## Set problem
Which lines include the word "index"? Copy each of them.

┄┄┄┄┄┄┄┄┄┄

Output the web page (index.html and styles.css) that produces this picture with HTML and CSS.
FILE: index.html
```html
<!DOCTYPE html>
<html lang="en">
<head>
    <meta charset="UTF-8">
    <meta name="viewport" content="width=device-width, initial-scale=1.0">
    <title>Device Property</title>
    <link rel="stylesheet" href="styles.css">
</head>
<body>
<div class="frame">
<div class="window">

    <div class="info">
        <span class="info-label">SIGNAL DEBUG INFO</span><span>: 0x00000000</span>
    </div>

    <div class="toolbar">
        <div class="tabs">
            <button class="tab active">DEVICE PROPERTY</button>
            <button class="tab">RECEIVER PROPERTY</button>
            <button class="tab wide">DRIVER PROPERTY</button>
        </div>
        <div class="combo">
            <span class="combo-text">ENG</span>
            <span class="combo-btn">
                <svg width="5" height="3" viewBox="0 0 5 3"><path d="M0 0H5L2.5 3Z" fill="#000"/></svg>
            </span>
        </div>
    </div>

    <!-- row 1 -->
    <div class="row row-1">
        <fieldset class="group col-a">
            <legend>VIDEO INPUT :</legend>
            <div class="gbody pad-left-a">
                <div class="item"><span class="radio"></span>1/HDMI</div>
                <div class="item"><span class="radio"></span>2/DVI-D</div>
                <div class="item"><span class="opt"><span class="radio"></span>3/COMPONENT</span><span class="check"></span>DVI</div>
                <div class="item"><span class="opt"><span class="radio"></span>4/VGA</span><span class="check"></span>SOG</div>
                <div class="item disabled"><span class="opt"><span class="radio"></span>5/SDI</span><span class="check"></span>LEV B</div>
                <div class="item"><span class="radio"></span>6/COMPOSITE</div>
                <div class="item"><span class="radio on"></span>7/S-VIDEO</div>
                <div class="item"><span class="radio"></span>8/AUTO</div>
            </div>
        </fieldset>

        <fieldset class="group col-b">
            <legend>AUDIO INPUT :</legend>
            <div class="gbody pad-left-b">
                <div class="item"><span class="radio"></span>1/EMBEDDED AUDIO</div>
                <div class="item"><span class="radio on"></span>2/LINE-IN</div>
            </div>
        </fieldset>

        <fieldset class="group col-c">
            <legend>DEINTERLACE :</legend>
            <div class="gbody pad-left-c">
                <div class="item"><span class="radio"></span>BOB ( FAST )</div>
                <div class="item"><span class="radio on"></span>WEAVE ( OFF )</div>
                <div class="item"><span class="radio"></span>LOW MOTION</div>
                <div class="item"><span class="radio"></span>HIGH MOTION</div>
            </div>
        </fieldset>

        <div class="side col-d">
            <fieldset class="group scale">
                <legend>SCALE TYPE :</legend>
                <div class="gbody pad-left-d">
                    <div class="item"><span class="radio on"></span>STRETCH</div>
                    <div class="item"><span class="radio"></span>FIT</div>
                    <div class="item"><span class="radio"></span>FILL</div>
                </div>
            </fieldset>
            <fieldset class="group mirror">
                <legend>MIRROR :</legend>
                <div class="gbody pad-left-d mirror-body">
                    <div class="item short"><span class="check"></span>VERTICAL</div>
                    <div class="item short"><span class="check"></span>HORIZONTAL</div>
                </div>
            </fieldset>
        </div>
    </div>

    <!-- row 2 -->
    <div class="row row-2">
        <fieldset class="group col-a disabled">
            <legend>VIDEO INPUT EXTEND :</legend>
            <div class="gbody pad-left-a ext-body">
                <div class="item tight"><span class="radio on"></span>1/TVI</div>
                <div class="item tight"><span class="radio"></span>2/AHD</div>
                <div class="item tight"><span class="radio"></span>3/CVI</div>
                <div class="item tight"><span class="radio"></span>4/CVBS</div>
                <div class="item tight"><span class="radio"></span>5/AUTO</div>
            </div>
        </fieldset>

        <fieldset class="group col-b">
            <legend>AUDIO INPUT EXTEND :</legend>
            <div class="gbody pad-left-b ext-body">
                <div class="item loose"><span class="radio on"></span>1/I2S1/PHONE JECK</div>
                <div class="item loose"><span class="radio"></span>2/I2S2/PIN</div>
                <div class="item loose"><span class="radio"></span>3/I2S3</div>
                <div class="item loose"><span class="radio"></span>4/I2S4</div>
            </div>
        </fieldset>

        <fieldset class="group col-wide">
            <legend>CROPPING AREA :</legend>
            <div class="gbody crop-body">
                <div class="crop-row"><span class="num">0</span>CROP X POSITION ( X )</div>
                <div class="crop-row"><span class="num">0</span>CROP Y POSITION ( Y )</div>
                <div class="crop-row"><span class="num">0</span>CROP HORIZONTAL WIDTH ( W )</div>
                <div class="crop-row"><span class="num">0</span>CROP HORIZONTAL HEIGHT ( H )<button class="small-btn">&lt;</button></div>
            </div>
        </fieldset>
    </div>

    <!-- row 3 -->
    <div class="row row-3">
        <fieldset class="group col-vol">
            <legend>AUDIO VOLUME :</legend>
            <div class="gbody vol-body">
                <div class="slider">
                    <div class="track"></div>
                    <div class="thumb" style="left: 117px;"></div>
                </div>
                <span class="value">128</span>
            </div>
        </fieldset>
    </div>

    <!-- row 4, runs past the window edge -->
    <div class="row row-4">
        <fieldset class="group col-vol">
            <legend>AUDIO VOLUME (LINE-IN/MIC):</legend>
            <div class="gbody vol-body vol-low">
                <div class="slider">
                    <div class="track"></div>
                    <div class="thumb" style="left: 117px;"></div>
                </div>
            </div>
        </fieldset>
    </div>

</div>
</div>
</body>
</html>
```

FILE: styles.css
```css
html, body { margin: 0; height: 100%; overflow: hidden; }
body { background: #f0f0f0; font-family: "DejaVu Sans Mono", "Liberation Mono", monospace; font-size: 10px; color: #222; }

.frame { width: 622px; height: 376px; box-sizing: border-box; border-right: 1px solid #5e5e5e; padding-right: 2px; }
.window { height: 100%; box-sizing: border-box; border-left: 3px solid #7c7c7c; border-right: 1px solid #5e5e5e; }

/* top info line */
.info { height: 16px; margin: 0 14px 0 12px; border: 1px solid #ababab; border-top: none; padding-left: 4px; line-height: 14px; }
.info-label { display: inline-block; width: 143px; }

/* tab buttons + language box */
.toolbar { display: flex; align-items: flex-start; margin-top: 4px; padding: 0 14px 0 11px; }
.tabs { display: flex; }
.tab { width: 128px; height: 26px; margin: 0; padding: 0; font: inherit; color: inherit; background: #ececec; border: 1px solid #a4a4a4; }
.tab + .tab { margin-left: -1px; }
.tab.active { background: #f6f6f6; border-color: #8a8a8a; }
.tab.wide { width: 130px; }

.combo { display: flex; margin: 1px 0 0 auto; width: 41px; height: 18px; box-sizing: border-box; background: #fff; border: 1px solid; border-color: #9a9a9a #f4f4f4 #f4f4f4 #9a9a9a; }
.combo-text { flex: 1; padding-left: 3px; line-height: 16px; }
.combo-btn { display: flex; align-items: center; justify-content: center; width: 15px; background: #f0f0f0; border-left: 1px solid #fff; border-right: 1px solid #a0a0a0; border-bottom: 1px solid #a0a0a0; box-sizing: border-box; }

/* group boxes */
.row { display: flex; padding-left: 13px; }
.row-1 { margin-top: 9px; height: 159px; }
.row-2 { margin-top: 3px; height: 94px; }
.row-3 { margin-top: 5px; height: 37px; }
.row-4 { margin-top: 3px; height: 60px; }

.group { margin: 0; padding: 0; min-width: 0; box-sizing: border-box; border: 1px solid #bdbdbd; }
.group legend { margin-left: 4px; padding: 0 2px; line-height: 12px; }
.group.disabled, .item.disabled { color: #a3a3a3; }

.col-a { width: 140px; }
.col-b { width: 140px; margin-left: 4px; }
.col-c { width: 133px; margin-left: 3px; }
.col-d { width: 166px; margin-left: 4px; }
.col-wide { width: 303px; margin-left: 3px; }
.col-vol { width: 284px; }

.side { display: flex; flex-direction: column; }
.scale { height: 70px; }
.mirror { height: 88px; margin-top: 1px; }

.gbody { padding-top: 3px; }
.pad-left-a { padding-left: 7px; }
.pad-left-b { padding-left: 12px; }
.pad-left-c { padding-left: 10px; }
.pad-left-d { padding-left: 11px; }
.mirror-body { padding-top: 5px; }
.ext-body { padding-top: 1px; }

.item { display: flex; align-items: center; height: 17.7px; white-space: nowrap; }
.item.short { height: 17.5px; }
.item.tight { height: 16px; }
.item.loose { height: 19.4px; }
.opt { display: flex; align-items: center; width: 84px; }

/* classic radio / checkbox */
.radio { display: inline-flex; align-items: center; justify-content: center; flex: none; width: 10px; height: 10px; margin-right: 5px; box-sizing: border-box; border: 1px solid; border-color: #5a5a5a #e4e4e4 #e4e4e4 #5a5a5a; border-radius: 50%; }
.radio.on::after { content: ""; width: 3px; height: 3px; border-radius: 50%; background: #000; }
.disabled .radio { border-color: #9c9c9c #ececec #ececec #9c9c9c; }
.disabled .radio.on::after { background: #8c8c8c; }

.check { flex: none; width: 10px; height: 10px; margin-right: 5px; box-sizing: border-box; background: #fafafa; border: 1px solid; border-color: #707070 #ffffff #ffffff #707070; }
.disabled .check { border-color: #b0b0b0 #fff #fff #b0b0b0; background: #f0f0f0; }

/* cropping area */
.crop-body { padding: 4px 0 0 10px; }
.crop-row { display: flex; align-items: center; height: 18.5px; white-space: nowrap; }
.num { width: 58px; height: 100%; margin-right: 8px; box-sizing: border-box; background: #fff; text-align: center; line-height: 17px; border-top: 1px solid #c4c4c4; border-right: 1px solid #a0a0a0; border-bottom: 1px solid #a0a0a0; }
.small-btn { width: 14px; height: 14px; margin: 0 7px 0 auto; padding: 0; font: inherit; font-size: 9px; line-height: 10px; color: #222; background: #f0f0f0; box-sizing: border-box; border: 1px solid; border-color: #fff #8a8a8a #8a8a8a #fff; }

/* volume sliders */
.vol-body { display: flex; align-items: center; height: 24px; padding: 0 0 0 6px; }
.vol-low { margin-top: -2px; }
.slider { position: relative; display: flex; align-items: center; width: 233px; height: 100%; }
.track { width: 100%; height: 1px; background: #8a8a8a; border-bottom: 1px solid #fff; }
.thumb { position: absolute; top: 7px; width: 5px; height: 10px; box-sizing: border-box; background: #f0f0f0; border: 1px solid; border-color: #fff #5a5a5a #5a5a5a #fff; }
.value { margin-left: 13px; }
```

┄┄┄┄┄┄┄┄┄┄

## Solution to this problem
Output the web page (index.html and styles.css) that produces this picture with HTML and CSS.
FILE: index.html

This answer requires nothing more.